Livingston suggested that while the Alberta government has been trying to encourage upgrading in the province since 2006, the Sturgeon refinery’s finances should give reason for the government to pause before investing further into it or other similar projects.

“The key point is, NWR Sturgeon Refinery has no risk,” he said. “Even though this refinery is not yet operating using diluted bitumen as feedstock, the terms of the tolling agreement said… tollpayers must start paying paying debt financing agreements for the senior debt on June 1.

“The taxpayers of Alberta’s share… is about $30 million… It’s like saying, ‘you have to start paying rent on your apartment even though it’s not ready to move into.”

When the refinery project was first proposed in 2008, it was projected to cost about $4 billion. On Wednesday, Livingston said the most recent capital cost was at $9.7 billion and added, “90 per cent of this capital cost is financed by debt [and] only 10 per cent by equity – that’s very highly leveraged.”

The project was championed by Ed Stelmach’s Progressive Conservative government and construction on the project began in 2013.

According to the refinery’s website, the facility has produced over 2.2 million barrels of diesel by processing synthetic crude oil into diesel since December 2017. Livingston said Phase 1 of the project is hoped to achieve commercial operation in the fourth quarter of this year.

The refinery has been billed as a forward-thinking project in Alberta’s oil sector; it is seen as a way of upgrading raw bitumen without moving it out of province while also creating jobs and featuring an environmentally-friendly component through a carbon capture and storage plan.

“The NWR Sturgeon Refinery is designed to process 79,000 barrels per day (bpd) of feedstock, consisting of 50,000 bpd of bitumen and 29,000 bpd of diluent (referred to as dilbit),” the report reads. “The refinery will produce petroleum products consisting of approximately 40,000 bpd of low sulphur diesel, 28,000 bpd of diluent and 13,000 bpd of other lighter petroleum products.

“It will also be able to capture 1.2 million tonnes per year of carbon dioxide emitted from the refinery’s operations.
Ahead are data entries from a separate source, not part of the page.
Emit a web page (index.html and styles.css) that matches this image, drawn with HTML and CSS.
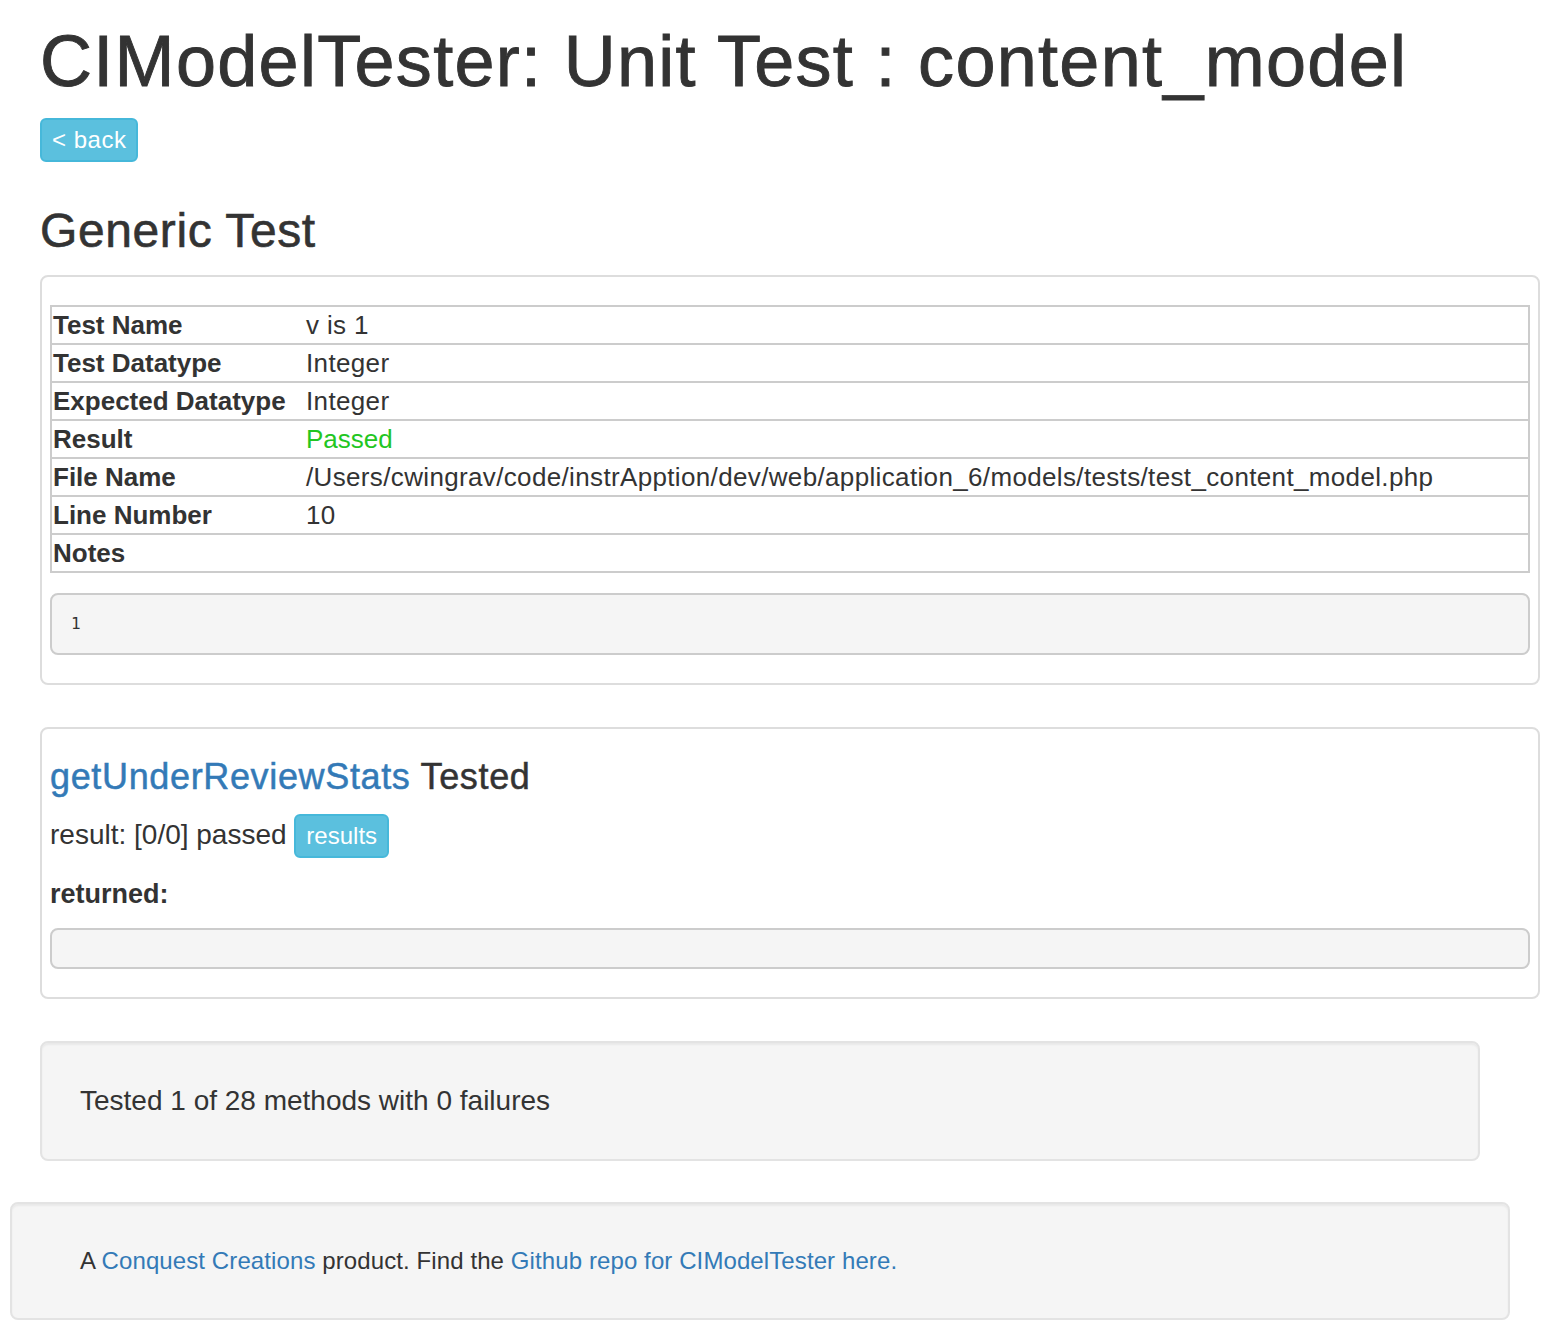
FILE: index.html
```html
<!DOCTYPE html>
<html lang="en">
<head>
<meta charset="utf-8">
<title>CIModelTester: Unit Test : content_model</title>
<link rel="stylesheet" href="styles.css">
</head>
<body>
<div class="page">
  <h1 class="title">CIModelTester: Unit Test : content_model</h1>
  <div class="back-row"><a class="btn btn-info btn-back" href="#">&lt; back</a></div>

  <h3 class="section-title">Generic Test</h3>
  <div class="panel">
    <table class="info">
      <tr><th class="k">Test Name</th><td class="v">v is 1</td></tr>
      <tr><th class="k">Test Datatype</th><td class="v">Integer</td></tr>
      <tr><th class="k">Expected Datatype</th><td class="v">Integer</td></tr>
      <tr><th class="k">Result</th><td class="v passed">Passed</td></tr>
      <tr><th class="k">File Name</th><td class="v">/Users/cwingrav/code/instrApption/dev/web/application_6/models/tests/test_content_model.php</td></tr>
      <tr><th class="k">Line Number</th><td class="v">10</td></tr>
      <tr><th class="k">Notes</th><td class="v"></td></tr>
    </table>
    <pre class="code">1</pre>
  </div>

  <div class="panel panel-method">
    <h4 class="method-title"><a href="#">getUnderReviewStats</a> Tested</h4>
    <p class="result">result: [0/0] passed <a class="btn btn-info" href="#">results</a></p>
    <div class="returned">returned:</div>
    <pre class="code code-empty"></pre>
  </div>

  <div class="well well-summary">Tested 1 of 28 methods with 0 failures</div>

  <div class="well well-footer">A <a href="#">Conquest Creations</a> product. Find the <a href="#">Github repo for CIModelTester here.</a></div>
</div>
</body>
</html>
```

FILE: styles.css
```css
html, body {
  margin: 0;
  padding: 0;
  background: #fff;
}

body {
  font-family: "Liberation Sans", Arial, Helvetica, sans-serif;
  font-size: 28px;
  line-height: 40px;
  color: #333;
}

a {
  color: #337ab7;
  text-decoration: none;
}

.page {
  padding: 0 0 17px 40px;
  width: 1500px;
}

.title {
  margin: 22px 0 0;
  font-size: 72px;
  line-height: 79px;
  font-weight: 500;
  letter-spacing: 1.3px;
  -webkit-text-stroke: 0.9px #333;
  color: #333;
  white-space: nowrap;
}

.back-row {
  display: flex;
  margin-top: 17px;
}

.btn {
  display: inline-block;
  font-size: 24px;
  line-height: 36px;
  padding: 2px 10px;
  border: 2px solid transparent;
  border-radius: 6px;
  color: #fff;
}

.btn-back {
  letter-spacing: 0.5px;
}

.btn-info {
  background: #5bc0de;
  border-color: #46b8da;
  color: #fff;
}

.section-title {
  margin: 42px 0 18px;
  font-size: 48px;
  line-height: 53px;
  font-weight: 500;
  letter-spacing: 0.6px;
  -webkit-text-stroke: 0.6px #333;
  color: #333;
}

.panel {
  box-sizing: border-box;
  width: 1500px;
  border: 2px solid #ddd;
  border-radius: 8px;
  padding: 28px 8px 8px;
  background: #fff;
}

.info {
  width: 100%;
  table-layout: fixed;
  border-collapse: collapse;
  border: 2px solid #ccc;
  margin: 0 0 20px;
  font-size: 26px;
  line-height: 34px;
}

.info tr {
  border-top: 2px solid #ccc;
  border-bottom: 2px solid #ccc;
}

.info .k {
  width: 250px;
  padding: 1px;
  text-align: left;
  font-weight: bold;
  white-space: nowrap;
}

.info .v {
  padding: 1px 2px;
  white-space: nowrap;
  letter-spacing: 0.35px;
}

.info .passed {
  color: #22c622;
  letter-spacing: 0;
}

.code {
  margin: 0 0 20px;
  padding: 19px;
  border: 2px solid #ccc;
  border-radius: 8px;
  background: #f5f5f5;
  font-family: "DejaVu Sans Mono", "Liberation Mono", monospace;
  font-size: 16px;
  line-height: 20px;
  color: #333;
}

.code-empty {
  margin-top: 15px;
  padding: 19px 19px 18px;
}

.panel-method {
  margin-top: 42px;
}

.method-title {
  margin: 0;
  font-size: 36px;
  line-height: 40px;
  font-weight: 500;
  letter-spacing: 0.65px;
  -webkit-text-stroke: 0.5px currentColor;
  color: #333;
}

.method-title a {
  -webkit-text-stroke: 0.5px #337ab7;
}

.result {
  margin: 17px 0 0;
}

.returned {
  margin-top: 17px;
  font-size: 27px;
  line-height: 38px;
  font-weight: bold;
}

.well {
  box-sizing: border-box;
  background: #f5f5f5;
  border: 2px solid #e3e3e3;
  border-radius: 8px;
  box-shadow: inset 0 2px 2px rgba(0, 0, 0, 0.05);
}

.well-summary {
  margin-top: 42px;
  width: 1440px;
  padding: 38px;
}

.well-footer {
  margin-top: 41px;
  margin-left: -30px;
  width: 1500px;
  padding: 40px 40px 40px 68px;
  font-size: 24px;
  line-height: 34px;
  letter-spacing: 0.1px;
}
```
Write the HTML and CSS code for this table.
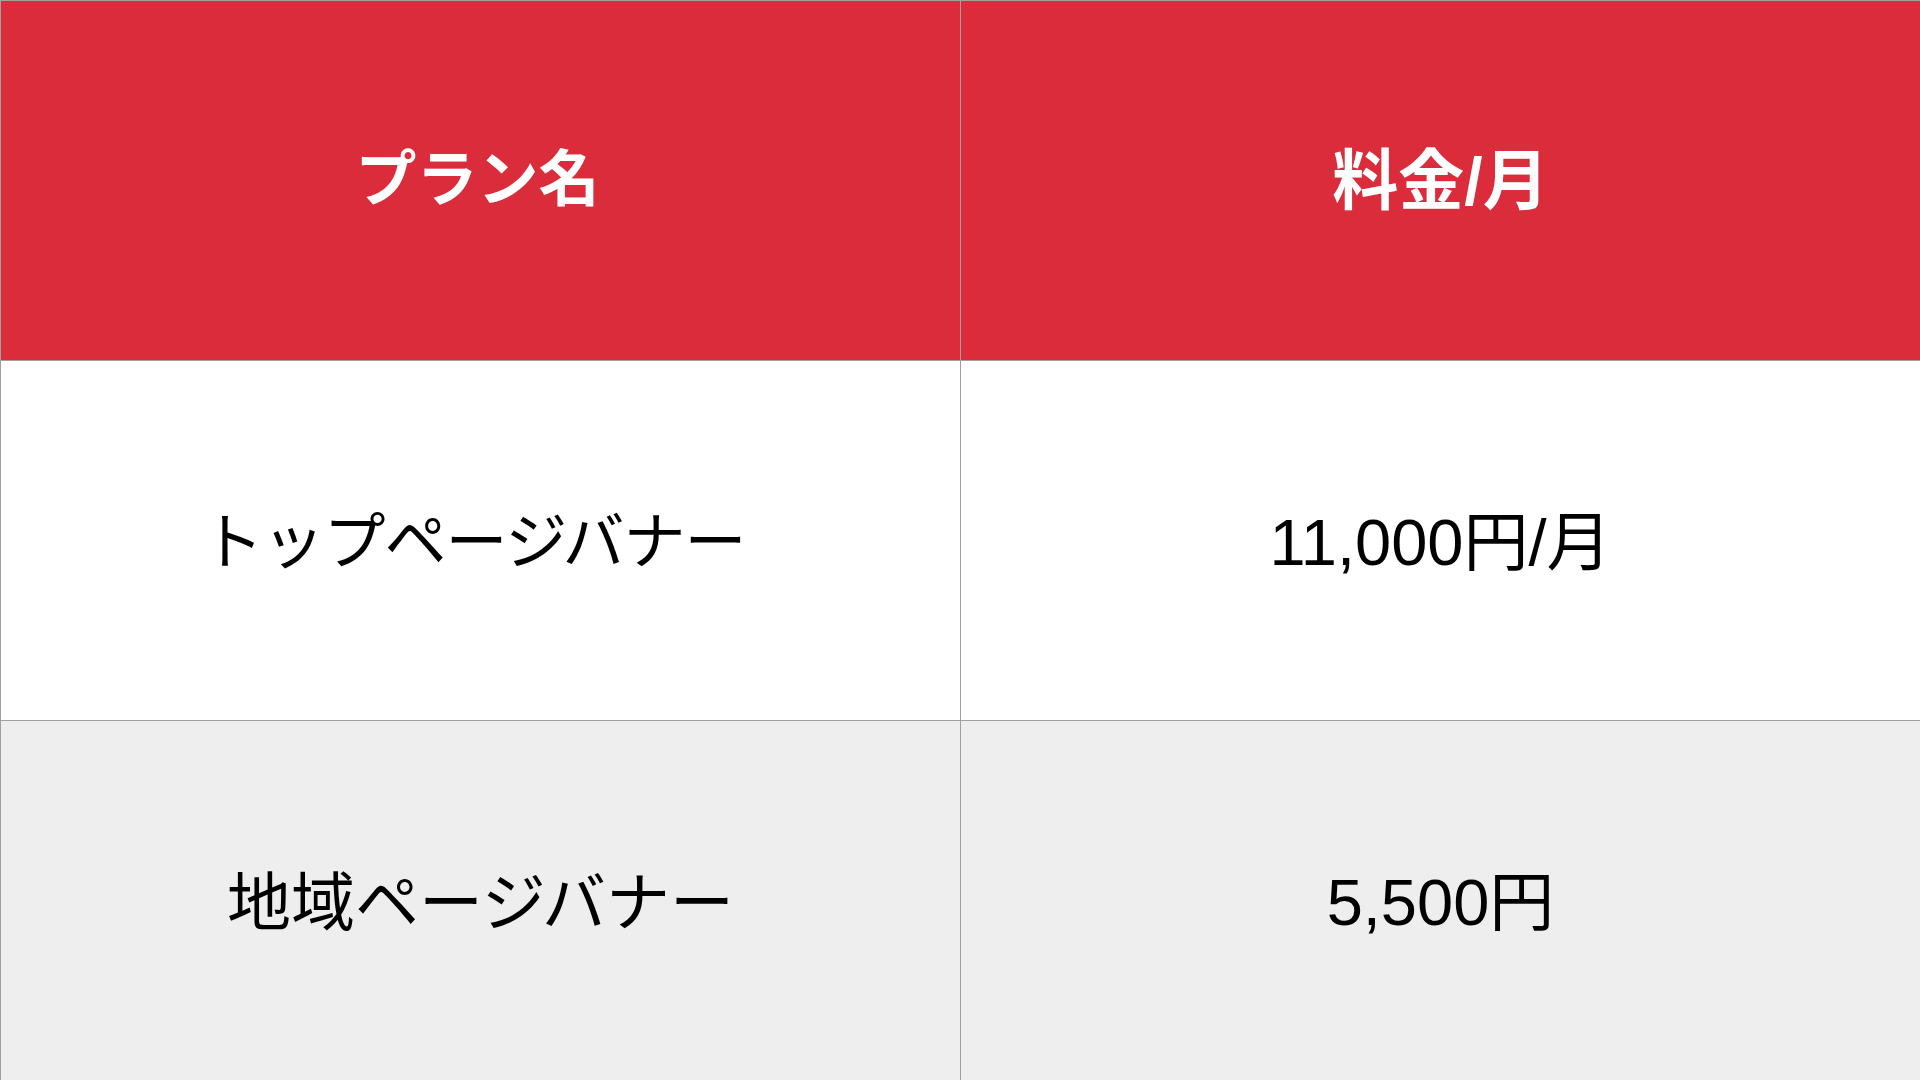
FILE: index.html
```html
<!DOCTYPE html>
<html lang="ja">
<head>
<meta charset="utf-8">
<title>プラン</title>
<link rel="stylesheet" href="styles.css">
</head>
<body>
<div class="table">
  <div class="cell head name-head">プラン名</div>
  <div class="cell head price">料金/月</div>
  <div class="cell name-top">トップページバナー</div>
  <div class="cell price">11,000円/月</div>
  <div class="cell alt name-area">地域ページバナー</div>
  <div class="cell alt price">5,500円</div>
</div>
</body>
</html>
```

FILE: styles.css
```css
html, body {
  margin: 0;
  padding: 0;
  background: #ffffff;
}
body {
  width: 1920px;
  height: 1080px;
  overflow: hidden;
  font-family: "Liberation Sans", "Noto Sans CJK JP", sans-serif;
}
.table {
  display: grid;
  grid-template-columns: 960px 960px;
  grid-template-rows: 360px 360px 360px;
}
.cell {
  box-sizing: border-box;
  border-top: 1px solid #a0a0a0;
  border-left: 1px solid #a0a0a0;
  padding-bottom: 8px;
  display: flex;
  align-items: center;
  justify-content: center;
  font-size: 62px;
  color: #000000;
  background: #ffffff;
  white-space: nowrap;
}
.head {
  background: #da2c3b;
  color: #ffffff;
  font-weight: bold;
  padding-bottom: 12px;
}
.name-head {
  font-size: 61px;
  padding-right: 6px;
}
.name-top {
  font-size: 62px;
  letter-spacing: -1px;
  padding-right: 14px;
}
.name-area {
  font-size: 64px;
}
.price {
  font-size: 65px;
}
.head.price {
  font-size: 66px;
}
.alt {
  background: #eeeeee;
}
```
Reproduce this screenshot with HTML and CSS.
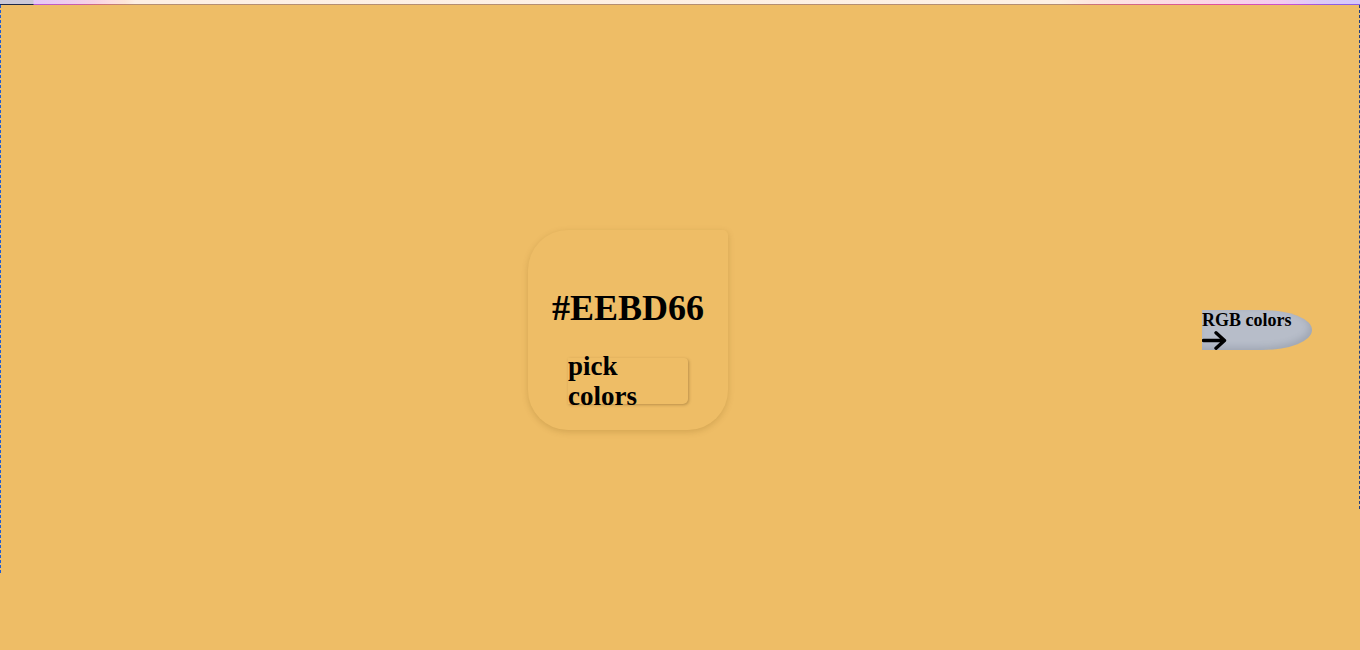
FILE: index.html
```html
<!DOCTYPE html>
<html lang="en">
<head>
<meta charset="utf-8">
<title>Color picker</title>
<link rel="stylesheet" href="styles.css">
</head>
<body>
<div class="topbar"></div>
<div class="topline"></div>
<main class="stage">
  <div class="edge edge-left"></div>
  <section class="card">
    <h1 class="hex">#EEBD66</h1>
    <button class="pick" type="button"><span class="pick-text">pick colors</span></button>
  </section>
  <a class="rgb-link" href="#">
    <span class="rgb-label">RGB colors</span>
    <svg class="rgb-arrow" width="25" height="19" viewBox="0 0 25 19" aria-hidden="true">
      <path d="M1.5 9.5 H22 M14 1.8 L22.5 9.5 L14 17.2" fill="none" stroke="#000" stroke-width="3.4" stroke-linecap="round" stroke-linejoin="round"/>
    </svg>
  </a>
  <div class="edge edge-right"></div>
</main>
</body>
</html>
```

FILE: styles.css
```css
html, body {
  margin: 0;
  padding: 0;
}

body {
  background: #eebd66;
  font-family: "Liberation Serif", "Times New Roman", serif;
  overflow: hidden;
  height: 650px;
}

.topbar {
  height: 4px;
  background: linear-gradient(to right,
    #cbc8d6 0, #cbc8d6 33px,
    #e6c7f6 34px, #efcdee 70px, #f8d3e4 95px,
    #fddde0 110px, #fde5d8 125px, #fdefe3 135px,
    #fdf0e4 1060px, #fde6e0 1090px, #fbd6e6 1200px,
    #f4cbef 1280px, #dccaf8 1320px, #d6c8fa 1360px);
}

.topline {
  height: 1px;
  background: linear-gradient(to right,
    #1e2846 0, #1e2846 33px,
    #b85bd6 34px, #cb5ea8 80px, #d0727a 100px,
    #b68f72 135px, #b48e72 1060px, #cf6f7c 1100px,
    #e14f9c 1220px, #c752d2 1290px, #8c5fe6 1335px, #8c5fe6 1360px);
}

.stage {
  display: flex;
  align-items: center;
  height: 650px;
}

.edge {
  align-self: flex-start;
  width: 0;
}

.edge-left {
  height: 568px;
  border-left: 1px dashed #1c5ad4;
}

.edge-right {
  height: 504px;
  margin-left: auto;
  border-right: 1px dashed #233f80;
}

.card {
  box-sizing: border-box;
  width: 200px;
  height: 200px;
  margin-left: 527px;
  padding-top: 57px;
  display: flex;
  flex-direction: column;
  align-items: center;
  background: #eebd66;
  border-radius: 40px 5px 40px 40px;
  box-shadow: 0 2px 6px rgba(120, 80, 20, 0.22);
}

.hex {
  margin: 0 0 29px;
  font-size: 36px;
  font-weight: bold;
  line-height: normal;
  color: #000;
}

.pick {
  width: 120px;
  height: 46px;
  padding: 0;
  border: none;
  border-radius: 0 4px 5px 0;
  background: #eebd66;
  box-shadow: 1px 1px 3px rgba(90, 60, 20, 0.35);
  font-family: "Liberation Serif", "Times New Roman", serif;
  font-size: 27px;
  font-weight: bold;
  line-height: 30px;
  text-align: left;
  color: #000;
  display: flex;
  align-items: center;
}

.pick-text {
  display: block;
  width: 100%;
}

.rgb-link {
  box-sizing: border-box;
  width: 110px;
  height: 40px;
  margin-left: 474px;
  display: flex;
  flex-direction: column;
  align-items: flex-start;
  background: #b7bdc9;
  border-radius: 0 50px 50px 0 / 0 20px 20px 0;
  box-shadow: inset -3px -3px 6px rgba(60, 70, 90, 0.18);
  text-decoration: none;
  color: #000;
}

.rgb-label {
  font-size: 18px;
  font-weight: bold;
  line-height: 20px;
}

.rgb-arrow {
  display: block;
  margin-top: 1px;
}
```
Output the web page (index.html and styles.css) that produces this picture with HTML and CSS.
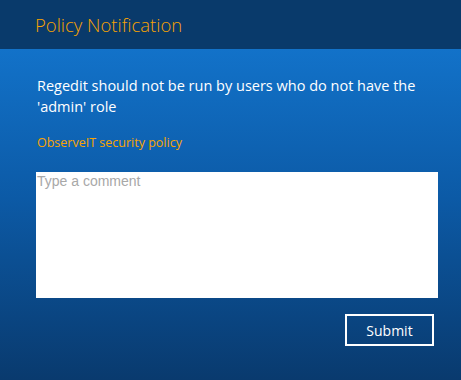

This captured carbon dioxide will be compressed, put into a pipeline and then injected into an existing oil field in order to achieve increased production of crude oil.”

Livingston’s recommends the government consider the risks of investing in the refinery’s Phase 2 and 3 plans.

“I have said, for Phases 2 and 3, take a good, hard look at that – if there’s such a good economic situation, why not let the private sector fund them?” he said. “There are three refineries currently in Edmonton, owned by Suncor, Imperial Oil and Shell, and all of those were built without any government assistance and all of those are doing fairly well from what I can see.”

In March, The Financial Post reported NWR and CNRL had suspended its plans for the second phase of the refinery project while they assessed the changing economics of the energy sector.